[Start of RECORDS TO PROCESS]
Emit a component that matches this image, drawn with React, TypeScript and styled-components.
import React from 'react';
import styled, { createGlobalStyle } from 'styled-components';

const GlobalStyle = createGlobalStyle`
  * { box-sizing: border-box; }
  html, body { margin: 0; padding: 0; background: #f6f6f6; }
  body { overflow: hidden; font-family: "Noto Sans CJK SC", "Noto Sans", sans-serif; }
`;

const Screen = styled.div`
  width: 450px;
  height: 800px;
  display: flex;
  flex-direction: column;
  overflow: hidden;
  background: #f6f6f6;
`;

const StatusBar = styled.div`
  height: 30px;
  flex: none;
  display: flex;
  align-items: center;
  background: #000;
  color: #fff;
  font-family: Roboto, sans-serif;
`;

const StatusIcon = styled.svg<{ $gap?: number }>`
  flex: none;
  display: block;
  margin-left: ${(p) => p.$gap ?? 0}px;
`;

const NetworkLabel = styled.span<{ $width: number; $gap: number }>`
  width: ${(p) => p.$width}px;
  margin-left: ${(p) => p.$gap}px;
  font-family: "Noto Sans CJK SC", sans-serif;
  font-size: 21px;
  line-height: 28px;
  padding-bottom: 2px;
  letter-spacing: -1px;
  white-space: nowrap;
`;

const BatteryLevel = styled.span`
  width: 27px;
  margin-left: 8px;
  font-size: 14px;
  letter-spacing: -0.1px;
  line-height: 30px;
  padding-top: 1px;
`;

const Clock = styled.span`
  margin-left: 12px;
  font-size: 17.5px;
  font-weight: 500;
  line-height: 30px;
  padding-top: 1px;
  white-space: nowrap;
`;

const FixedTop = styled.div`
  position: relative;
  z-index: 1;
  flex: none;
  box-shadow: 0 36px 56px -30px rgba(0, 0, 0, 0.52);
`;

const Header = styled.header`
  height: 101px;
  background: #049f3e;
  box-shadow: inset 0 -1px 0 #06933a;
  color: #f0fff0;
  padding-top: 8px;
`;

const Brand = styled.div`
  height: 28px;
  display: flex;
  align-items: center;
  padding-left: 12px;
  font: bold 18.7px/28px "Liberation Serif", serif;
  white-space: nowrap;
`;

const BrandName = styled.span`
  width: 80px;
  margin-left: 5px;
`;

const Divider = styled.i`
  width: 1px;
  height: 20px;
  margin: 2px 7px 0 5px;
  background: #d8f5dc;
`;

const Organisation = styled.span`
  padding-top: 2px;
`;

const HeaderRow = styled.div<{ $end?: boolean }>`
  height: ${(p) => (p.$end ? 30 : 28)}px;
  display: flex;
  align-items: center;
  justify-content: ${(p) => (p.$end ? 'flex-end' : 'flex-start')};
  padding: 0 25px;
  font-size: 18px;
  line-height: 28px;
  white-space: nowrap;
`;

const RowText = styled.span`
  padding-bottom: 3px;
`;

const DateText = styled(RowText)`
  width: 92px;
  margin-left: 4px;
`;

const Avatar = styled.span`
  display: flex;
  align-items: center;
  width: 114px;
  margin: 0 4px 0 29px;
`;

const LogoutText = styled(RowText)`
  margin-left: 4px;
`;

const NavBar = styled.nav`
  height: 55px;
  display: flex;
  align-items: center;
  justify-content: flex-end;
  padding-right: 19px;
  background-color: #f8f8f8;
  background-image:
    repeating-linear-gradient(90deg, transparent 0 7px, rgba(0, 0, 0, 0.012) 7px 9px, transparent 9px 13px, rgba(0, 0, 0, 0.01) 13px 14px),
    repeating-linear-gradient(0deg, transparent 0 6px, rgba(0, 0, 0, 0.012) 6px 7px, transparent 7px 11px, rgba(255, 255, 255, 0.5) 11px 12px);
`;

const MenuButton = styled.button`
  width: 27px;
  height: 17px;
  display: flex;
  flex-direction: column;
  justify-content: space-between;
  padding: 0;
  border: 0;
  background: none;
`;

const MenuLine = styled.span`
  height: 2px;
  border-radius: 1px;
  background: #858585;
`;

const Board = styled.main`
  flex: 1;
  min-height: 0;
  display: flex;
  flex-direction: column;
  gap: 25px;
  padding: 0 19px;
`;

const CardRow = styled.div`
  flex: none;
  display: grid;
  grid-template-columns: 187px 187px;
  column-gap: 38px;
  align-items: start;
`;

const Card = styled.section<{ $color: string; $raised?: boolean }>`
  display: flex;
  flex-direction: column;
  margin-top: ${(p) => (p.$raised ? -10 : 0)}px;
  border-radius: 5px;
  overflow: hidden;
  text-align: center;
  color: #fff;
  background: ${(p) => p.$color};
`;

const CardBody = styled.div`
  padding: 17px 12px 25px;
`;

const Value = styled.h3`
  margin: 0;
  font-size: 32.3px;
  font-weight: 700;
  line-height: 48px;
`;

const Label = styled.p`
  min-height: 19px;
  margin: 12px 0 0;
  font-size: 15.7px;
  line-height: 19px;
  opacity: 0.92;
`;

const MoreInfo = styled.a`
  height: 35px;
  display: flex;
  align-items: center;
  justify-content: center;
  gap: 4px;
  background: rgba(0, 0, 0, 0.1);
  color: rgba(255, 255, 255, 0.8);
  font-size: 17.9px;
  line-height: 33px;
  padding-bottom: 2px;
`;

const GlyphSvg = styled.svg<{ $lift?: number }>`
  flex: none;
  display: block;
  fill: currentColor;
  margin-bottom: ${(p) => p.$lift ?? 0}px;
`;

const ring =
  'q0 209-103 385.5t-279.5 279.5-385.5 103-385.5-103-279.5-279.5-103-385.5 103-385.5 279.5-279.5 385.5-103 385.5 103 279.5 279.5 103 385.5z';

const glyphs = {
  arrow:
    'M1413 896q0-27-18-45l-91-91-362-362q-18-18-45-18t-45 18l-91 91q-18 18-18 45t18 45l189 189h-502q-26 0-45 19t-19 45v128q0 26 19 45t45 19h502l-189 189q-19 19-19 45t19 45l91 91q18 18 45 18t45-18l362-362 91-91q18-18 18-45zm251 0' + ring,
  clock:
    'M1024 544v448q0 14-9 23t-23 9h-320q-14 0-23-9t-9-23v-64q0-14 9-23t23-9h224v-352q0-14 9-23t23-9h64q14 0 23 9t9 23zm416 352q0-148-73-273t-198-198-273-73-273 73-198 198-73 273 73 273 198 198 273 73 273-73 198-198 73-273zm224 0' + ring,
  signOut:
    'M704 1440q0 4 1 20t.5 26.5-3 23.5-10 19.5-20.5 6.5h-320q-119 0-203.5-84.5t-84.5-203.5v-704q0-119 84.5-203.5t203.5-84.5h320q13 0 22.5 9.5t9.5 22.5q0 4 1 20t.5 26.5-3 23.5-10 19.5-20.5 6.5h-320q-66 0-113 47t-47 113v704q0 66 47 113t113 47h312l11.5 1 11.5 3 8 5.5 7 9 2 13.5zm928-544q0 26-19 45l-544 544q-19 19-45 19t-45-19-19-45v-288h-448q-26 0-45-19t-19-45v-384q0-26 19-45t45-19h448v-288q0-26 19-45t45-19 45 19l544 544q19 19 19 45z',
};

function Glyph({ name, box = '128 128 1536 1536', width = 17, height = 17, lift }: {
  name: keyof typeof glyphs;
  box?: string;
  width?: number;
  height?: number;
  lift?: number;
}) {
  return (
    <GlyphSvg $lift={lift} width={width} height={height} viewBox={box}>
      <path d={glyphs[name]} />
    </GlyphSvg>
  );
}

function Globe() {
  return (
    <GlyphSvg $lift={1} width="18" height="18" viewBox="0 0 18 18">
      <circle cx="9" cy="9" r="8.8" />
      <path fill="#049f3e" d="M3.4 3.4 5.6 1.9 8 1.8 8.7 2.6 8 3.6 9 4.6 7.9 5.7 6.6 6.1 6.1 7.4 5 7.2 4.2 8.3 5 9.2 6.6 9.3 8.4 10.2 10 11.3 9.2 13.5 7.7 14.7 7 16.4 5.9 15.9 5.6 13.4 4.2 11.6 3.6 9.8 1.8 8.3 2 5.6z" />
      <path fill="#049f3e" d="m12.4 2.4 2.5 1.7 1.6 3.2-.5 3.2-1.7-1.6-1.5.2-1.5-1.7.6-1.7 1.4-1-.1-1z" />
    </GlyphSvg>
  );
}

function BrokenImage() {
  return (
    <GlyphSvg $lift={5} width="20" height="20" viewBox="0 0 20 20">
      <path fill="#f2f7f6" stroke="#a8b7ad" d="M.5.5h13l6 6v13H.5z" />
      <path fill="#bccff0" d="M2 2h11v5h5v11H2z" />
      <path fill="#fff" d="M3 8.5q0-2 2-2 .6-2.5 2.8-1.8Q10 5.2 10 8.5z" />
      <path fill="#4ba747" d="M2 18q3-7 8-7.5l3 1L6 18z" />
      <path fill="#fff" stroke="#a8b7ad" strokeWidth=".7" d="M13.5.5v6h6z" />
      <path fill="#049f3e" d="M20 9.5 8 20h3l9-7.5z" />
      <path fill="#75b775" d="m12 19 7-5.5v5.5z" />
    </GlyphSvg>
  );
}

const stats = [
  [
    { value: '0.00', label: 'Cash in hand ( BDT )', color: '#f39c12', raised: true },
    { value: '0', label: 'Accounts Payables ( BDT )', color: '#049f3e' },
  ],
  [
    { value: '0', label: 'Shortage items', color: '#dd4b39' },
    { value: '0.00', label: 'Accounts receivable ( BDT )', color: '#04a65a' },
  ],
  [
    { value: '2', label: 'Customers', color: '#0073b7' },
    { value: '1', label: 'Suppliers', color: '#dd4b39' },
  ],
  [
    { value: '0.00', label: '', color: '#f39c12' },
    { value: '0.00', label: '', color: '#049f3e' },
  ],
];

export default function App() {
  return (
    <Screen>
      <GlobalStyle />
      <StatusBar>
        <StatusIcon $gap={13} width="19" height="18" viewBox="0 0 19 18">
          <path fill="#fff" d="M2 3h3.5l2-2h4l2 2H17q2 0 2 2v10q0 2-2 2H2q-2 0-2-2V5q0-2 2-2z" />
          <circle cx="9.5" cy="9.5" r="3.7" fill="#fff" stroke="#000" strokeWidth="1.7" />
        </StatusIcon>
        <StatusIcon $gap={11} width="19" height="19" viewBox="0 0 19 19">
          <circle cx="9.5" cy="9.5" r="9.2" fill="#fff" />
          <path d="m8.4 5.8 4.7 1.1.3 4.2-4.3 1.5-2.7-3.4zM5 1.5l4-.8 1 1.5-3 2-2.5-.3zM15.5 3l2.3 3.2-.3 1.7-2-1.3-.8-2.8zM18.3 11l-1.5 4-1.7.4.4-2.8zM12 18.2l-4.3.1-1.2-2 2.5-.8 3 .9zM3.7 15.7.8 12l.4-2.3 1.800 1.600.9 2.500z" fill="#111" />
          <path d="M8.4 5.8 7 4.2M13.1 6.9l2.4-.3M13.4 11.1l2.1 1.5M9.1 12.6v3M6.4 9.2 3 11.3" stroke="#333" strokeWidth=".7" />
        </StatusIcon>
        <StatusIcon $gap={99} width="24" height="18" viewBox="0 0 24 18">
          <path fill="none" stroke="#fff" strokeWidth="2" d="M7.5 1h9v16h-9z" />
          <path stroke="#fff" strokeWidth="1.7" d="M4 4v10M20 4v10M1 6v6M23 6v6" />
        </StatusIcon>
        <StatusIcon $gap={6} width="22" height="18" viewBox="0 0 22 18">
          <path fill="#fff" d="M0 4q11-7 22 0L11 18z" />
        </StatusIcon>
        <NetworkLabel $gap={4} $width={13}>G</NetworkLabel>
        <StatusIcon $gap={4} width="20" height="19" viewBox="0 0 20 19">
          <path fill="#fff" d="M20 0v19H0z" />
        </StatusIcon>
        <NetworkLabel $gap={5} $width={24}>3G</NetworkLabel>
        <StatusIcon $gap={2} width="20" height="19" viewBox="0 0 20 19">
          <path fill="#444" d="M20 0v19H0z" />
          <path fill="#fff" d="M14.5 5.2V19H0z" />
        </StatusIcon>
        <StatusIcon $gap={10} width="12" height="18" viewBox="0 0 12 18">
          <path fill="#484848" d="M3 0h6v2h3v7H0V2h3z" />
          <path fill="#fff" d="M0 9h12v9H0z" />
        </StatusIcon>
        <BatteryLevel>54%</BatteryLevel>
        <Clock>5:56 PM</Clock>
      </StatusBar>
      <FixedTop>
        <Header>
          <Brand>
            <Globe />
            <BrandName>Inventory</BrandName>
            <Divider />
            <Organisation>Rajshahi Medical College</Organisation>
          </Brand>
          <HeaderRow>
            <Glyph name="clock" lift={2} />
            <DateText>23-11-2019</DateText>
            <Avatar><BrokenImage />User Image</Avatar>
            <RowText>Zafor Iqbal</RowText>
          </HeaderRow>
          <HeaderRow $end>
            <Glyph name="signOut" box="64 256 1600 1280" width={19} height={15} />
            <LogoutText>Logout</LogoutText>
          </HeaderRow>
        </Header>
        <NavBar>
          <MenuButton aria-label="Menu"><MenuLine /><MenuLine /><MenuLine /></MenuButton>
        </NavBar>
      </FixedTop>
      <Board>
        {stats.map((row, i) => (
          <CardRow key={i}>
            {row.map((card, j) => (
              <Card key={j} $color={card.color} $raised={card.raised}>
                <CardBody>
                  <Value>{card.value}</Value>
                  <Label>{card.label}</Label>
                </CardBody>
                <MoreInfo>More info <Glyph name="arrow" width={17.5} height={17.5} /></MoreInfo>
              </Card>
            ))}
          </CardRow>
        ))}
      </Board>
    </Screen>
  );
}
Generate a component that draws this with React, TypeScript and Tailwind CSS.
[End of RECORDS TO PROCESS]
SHORT EXERCISE: Pick out and copy the lines of the entries that hold the string "TypeScript".

TASK SOLUTION:
Emit a component that matches this image, drawn with React, TypeScript and styled-components.
Generate a component that draws this with React, TypeScript and Tailwind CSS.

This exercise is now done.